What you will do: Draw out every line with the word "styles" from the listing below.

Data segment:
* * * *

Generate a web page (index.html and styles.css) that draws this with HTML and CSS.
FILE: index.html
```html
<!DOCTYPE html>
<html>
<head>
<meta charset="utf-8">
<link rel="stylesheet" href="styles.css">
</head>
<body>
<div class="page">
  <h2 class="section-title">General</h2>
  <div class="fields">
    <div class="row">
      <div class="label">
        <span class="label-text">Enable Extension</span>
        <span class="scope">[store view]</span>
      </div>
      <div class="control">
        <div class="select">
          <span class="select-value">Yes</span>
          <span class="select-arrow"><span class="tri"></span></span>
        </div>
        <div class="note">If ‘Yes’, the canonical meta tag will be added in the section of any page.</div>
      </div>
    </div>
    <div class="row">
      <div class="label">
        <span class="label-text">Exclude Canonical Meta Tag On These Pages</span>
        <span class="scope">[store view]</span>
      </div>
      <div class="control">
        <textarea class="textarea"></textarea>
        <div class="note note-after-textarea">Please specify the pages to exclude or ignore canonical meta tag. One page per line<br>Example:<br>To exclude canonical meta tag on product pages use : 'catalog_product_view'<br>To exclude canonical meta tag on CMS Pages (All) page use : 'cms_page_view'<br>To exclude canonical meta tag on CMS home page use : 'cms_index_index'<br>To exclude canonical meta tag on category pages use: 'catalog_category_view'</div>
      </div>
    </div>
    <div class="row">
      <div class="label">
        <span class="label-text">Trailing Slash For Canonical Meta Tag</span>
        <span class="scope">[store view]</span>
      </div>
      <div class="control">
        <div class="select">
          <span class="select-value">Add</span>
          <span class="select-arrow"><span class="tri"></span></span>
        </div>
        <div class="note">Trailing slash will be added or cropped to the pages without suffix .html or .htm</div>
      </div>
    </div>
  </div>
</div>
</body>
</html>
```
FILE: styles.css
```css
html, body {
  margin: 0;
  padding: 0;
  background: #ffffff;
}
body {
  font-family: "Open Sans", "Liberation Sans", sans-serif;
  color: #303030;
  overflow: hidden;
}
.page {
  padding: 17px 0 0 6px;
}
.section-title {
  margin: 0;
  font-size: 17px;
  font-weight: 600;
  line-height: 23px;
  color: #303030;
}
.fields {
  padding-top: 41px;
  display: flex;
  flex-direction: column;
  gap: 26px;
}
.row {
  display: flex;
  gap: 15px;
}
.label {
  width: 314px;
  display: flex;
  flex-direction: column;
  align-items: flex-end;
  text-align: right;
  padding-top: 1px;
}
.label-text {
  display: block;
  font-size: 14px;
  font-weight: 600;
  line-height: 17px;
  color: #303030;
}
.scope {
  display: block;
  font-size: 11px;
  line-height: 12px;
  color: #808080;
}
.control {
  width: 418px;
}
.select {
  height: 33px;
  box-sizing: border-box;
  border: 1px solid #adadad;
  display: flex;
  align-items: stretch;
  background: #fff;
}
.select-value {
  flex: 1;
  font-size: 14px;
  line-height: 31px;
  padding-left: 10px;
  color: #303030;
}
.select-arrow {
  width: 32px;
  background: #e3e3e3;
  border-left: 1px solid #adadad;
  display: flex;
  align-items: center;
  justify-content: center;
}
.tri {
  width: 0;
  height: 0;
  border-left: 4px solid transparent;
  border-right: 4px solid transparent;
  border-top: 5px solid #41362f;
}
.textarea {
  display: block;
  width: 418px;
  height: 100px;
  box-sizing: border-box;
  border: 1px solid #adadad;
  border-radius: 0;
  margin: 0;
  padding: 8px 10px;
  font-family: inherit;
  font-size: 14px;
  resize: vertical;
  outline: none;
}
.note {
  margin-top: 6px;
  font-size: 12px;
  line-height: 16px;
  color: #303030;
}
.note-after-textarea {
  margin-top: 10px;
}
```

* * * *

Answer to this task:
Generate a web page (index.html and styles.css) that draws this with HTML and CSS.
<link rel="stylesheet" href="styles.css">
FILE: styles.css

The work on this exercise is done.